Every line holding the string "React" should be gathered.

START DATA PROVIDED

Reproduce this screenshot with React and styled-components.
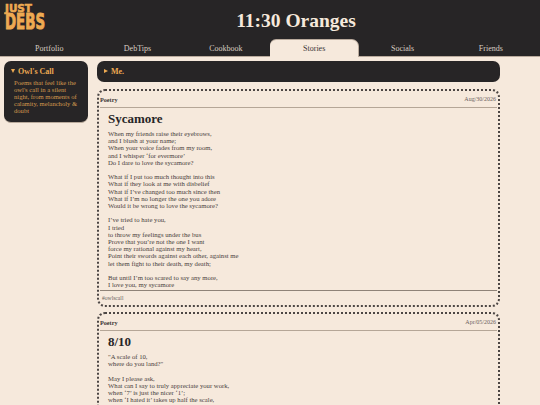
import React from 'react'
import styled, { createGlobalStyle } from 'styled-components'

const dark = '#272526'
const cream = '#f6e9dc'
const orange = '#eeaa52'

const GlobalStyle = createGlobalStyle`
    html, body {
        margin: 0;
        padding: 0;
        height: 405px;
        overflow: hidden;
        background-color: ${cream};
        font-family: "Liberation Serif", serif;
    }
`

// top part
const Header = styled.header`
    background-color: ${dark};
    height: 56px;
    border-bottom: 1px solid #b9aa9c;
    display: flex;
    flex-direction: column;
`
const TitleRow = styled.div`
    height: 40px;
    display: flex;
    align-items: center;
`
const Logo = styled.svg`
    width: 48px;
    height: 40px;
    margin-left: 4px;
    flex-shrink: 0;
    fill: ${orange};
    stroke: ${orange};
    font-family: "DejaVu Sans", sans-serif;
    font-weight: 700;
`
const Title = styled.h1`
    flex: 1;
    margin: 2px 0 0;
    text-align: center;
    color: ${cream};
    font-size: 19.5px;
    font-weight: 700;
`
const Nav = styled.nav`
    height: 16px;
    padding: 0 5px;
    display: grid;
    grid-template-columns: repeat(6, 1fr);
`
const Tab = styled.div`
    display: flex;
    align-items: center;
    justify-content: center;
    font-size: 8px;
    color: ${(props) => (props.$active ? '#3a3534' : '#d8cdc2')};
    background-color: ${(props) => (props.$active ? cream : 'transparent')};
    box-shadow: ${(props) => (props.$active ? '0 -1px 0 #b9aa9c, 1px 0 0 #b9aa9c' : 'none')};
    border-radius: 6px 6px 0 0;
    margin-bottom: ${(props) => (props.$active ? '-1px' : '0')};
`

// body
const Main = styled.main`
    display: grid;
    grid-template-columns: 84px 403px;
    column-gap: 9px;
    padding: 3.5px 0 0 4px;
    align-items: start;
`
const SideBox = styled.aside`
    background-color: ${dark};
    border-radius: 7px;
    border-bottom: 1px solid #b9aa9c;
    height: 62px;
    box-sizing: border-box;
    padding: 5px 7px;
    color: ${orange};
`
const BoxTitle = styled.div`
    font-size: 8px;
    font-weight: 700;
    line-height: 11px;
    display: flex;
    align-items: center;
    gap: 3px;
`
const Arrow = styled.span`
    width: 0;
    height: 0;
    ${(props) => props.$open
        ? `border-left: 2.5px solid transparent;
           border-right: 2.5px solid transparent;
           border-top: 4px solid ${orange};`
        : `border-top: 2.5px solid transparent;
           border-bottom: 2.5px solid transparent;
           border-left: 4px solid ${orange};`}
`
const SideText = styled.p`
    margin: 2px 0 0 3px;
    font-size: 6.6px;
    line-height: 7.2px;
    color: #d39a4e;
`
const Column = styled.div`
    display: flex;
    flex-direction: column;
    min-width: 0;
`
const MeBar = styled.div`
    background-color: ${dark};
    border-radius: 7px;
    height: 21.5px;
    padding: 0 7px;
    display: flex;
    align-items: center;
    color: ${orange};
    margin-bottom: 7px;
`
const Card = styled.article`
    border: 2px dotted #4c4644;
    border-radius: 8px;
    padding: 0 1px;
    margin-bottom: 5px;
    box-sizing: border-box;
    height: ${(props) => props.$height};
    display: flex;
    flex-direction: column;
    overflow: hidden;
`
const CardHead = styled.div`
    height: 16px;
    display: flex;
    align-items: center;
    justify-content: space-between;
    border-bottom: 1px solid #b5a697;
    flex-shrink: 0;
`
const Category = styled.span`
    font-size: 6.2px;
    font-weight: 700;
    color: #3a3635;
`
const DateText = styled.span`
    font-size: 6px;
    color: #6b6360;
    margin-right: 1px;
`
const CardBody = styled.div`
    padding: 0 8px;
    flex: 1;
    min-height: 0;
`
const PoemTitle = styled.h2`
    margin: 2px 0 2px;
    font-size: 13px;
    line-height: 18px;
    font-weight: 700;
    color: ${dark};
`
const Stanza = styled.p`
    margin: 0 0 7.2px;
    font-size: 6.7px;
    line-height: 7.2px;
    color: #4a4240;
    white-space: pre-line;
    &:last-child {
        margin-bottom: 0;
    }
`
const Tags = styled.div`
    border-top: 1px solid #8f8378;
    height: 14px;
    padding-left: 2px;
    flex-shrink: 0;
    display: flex;
    align-items: center;
    font-size: 5.6px;
    color: #6b6360;
`

const sycamore = [
    `When my friends raise their eyebrows,
and I blush at your name;
When your voice fades from my room,
and I whisper ‘for evermore’
Do I dare to love the sycamore?`,
    `What if I put too much thought into this
What if they look at me with disbelief
What if I’ve changed too much since then
What if I’m no longer the one you adore
Would it be wrong to love the sycamore?`,
    `I’ve tried to hate you,
I tried
to throw my feelings under the bus
Prove that you’re not the one I want
force my rational against my heart,
Point their swords against each other, against me
let them fight to their death, my death;`,
    `But until I’m too scared to say any more,
I love you, my sycamore`,
]

const eightTen = [
    `"A scale of 10,
where do you land?"`,
    `May I please ask,
What can I say to truly appreciate your work,
when ‘7’ is just the nicer ‘1’;
when ‘I hated it’ takes up half the scale,`,
]

const tabs = ['Portfolio', 'DebTips', 'Cookbook', 'Stories', 'Socials', 'Friends']

const App = () => {
    return (
        <>
            <GlobalStyle />
            <Header>
                <TitleRow>
                    <Logo viewBox="0 0 48 40">
                        <text x="1" y="11.5" fontSize="10.5" strokeWidth="0.6" textLength="27" lengthAdjust="spacingAndGlyphs">JUST</text>
                        <text x="1" y="29" fontSize="21" strokeWidth="1" textLength="40" lengthAdjust="spacingAndGlyphs">DEBS</text>
                    </Logo>
                    <Title>11:30 Oranges</Title>
                </TitleRow>
                <Nav>
                    {tabs.map((tab) => (
                        <Tab key={tab} $active={tab === 'Stories'}>{tab}</Tab>
                    ))}
                </Nav>
            </Header>
            <Main>
                <SideBox>
                    <BoxTitle><Arrow $open />Owl's Call</BoxTitle>
                    <SideText>Poems that feel like the owl's call in a silent night, from moments of calamity, melancholy &amp; doubt</SideText>
                </SideBox>
                <Column>
                    <MeBar>
                        <BoxTitle><Arrow />Me.</BoxTitle>
                    </MeBar>
                    <Card $height="218px">
                        <CardHead>
                            <Category>Poetry</Category>
                            <DateText>Aug/30/2026</DateText>
                        </CardHead>
                        <CardBody>
                            <PoemTitle>Sycamore</PoemTitle>
                            {sycamore.map((s, i) => <Stanza key={i}>{s}</Stanza>)}
                        </CardBody>
                        <Tags>#owlscall</Tags>
                    </Card>
                    <Card $height="200px">
                        <CardHead>
                            <Category>Poetry</Category>
                            <DateText>Apr/05/2026</DateText>
                        </CardHead>
                        <CardBody>
                            <PoemTitle>8/10</PoemTitle>
                            {eightTen.map((s, i) => <Stanza key={i}>{s}</Stanza>)}
                        </CardBody>
                    </Card>
                </Column>
            </Main>
        </>
    )
}

export default App
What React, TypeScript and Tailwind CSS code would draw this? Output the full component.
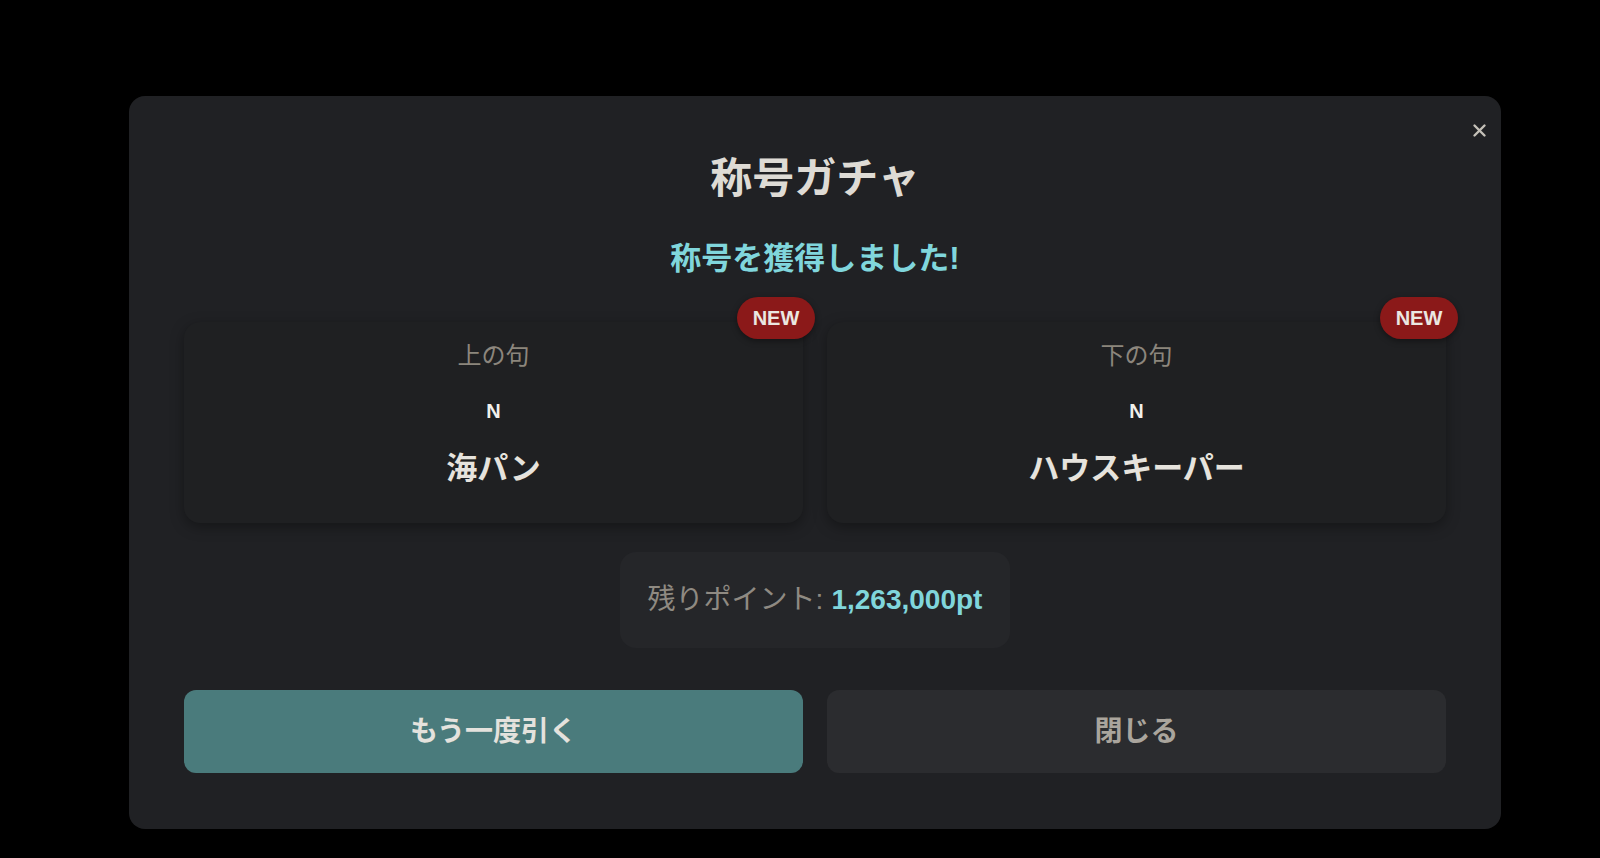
import React from 'react';

const font = { fontFamily: '"Liberation Sans", "Noto Sans CJK JP", sans-serif' };

interface TitleCardProps {
    label: string;
    rarity: string;
    name: string;
}

function TitleCard({ label, rarity, name }: TitleCardProps) {
    return (
        <div className="relative flex flex-col items-center rounded-2xl bg-[#1f2022] pt-4 pb-8 shadow-[0_4px_14px_rgba(0,0,0,0.35)]">
            {/* NEWバッジ */}
            <span className="absolute -top-[25px] -right-[12px] flex h-[42px] w-[78px] items-center justify-center rounded-full bg-[#8b1919] text-[20px] font-bold text-[#ebe7e1] shadow-[0_2px_6px_rgba(0,0,0,0.4)]">
                NEW
            </span>
            <p className="text-[24px] leading-[36px] text-[#8c867d]">{label}</p>
            <p className="mt-[23px] text-[20px] font-bold leading-[28px] text-[#f2f0ec]">{rarity}</p>
            <p className="mt-[22px] text-[31px] font-bold leading-[44px] text-[#e6e3dd]">{name}</p>
        </div>
    );
}

export default function App() {
    return (
        <div style={font} className="h-[858px] w-[1600px] overflow-hidden bg-black pl-[129px] pt-[96px]">
            <div className="relative flex w-[1372px] flex-col items-center rounded-2xl bg-[#202124] px-[55px] pt-[58px] pb-14">
                <button className="absolute top-[27px] right-[14px] flex h-[15px] w-[15px] items-center justify-center text-[#c4c0b8]">
                    <svg width="15" height="15" viewBox="0 0 15 15" fill="none">
                        <path d="M2.5 2.5L12.5 12.5M12.5 2.5L2.5 12.5" stroke="currentColor" strokeWidth="2.4" strokeLinecap="round" />
                    </svg>
                </button>

                <h2 className="text-[42px] font-bold leading-[50px] text-[#dedbd5]">称号ガチャ</h2>
                <p className="mt-[35px] text-[31px] font-bold leading-[40px] text-[#80d6dc]">称号を獲得しました!</p>

                <div className="mt-[43px] grid w-full grid-cols-2 gap-6">
                    <TitleCard label="上の句" rarity="N" name="海パン" />
                    <TitleCard label="下の句" rarity="N" name="ハウスキーパー" />
                </div>

                {/* 残りポイント */}
                <div className="mt-[29px] flex h-[96px] items-center rounded-2xl bg-[#252629] px-7 text-[28px] leading-[40px]">
                    <span className="text-[#8f8a82]">残りポイント: </span>
                    <span className="ml-[8px] font-bold text-[#80d6dc]">1,263,000pt</span>
                </div>

                <div className="mt-[42px] grid w-full grid-cols-2 gap-6">
                    <button className="flex h-[83px] items-center justify-center rounded-xl bg-[#4a7b7c] text-[28px] font-bold text-[#e4e2dd]">
                        もう一度引く
                    </button>
                    <button className="flex h-[83px] items-center justify-center rounded-xl bg-[#2b2c2f] text-[28px] font-bold text-[#aaa59d]">
                        閉じる
                    </button>
                </div>
            </div>
        </div>
    );
}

END DATA PROVIDED

#### [RESPONSE BELOW]
Reproduce this screenshot with React and styled-components.
import React from 'react'
What React, TypeScript and Tailwind CSS code would draw this? Output the full component.
import React from 'react';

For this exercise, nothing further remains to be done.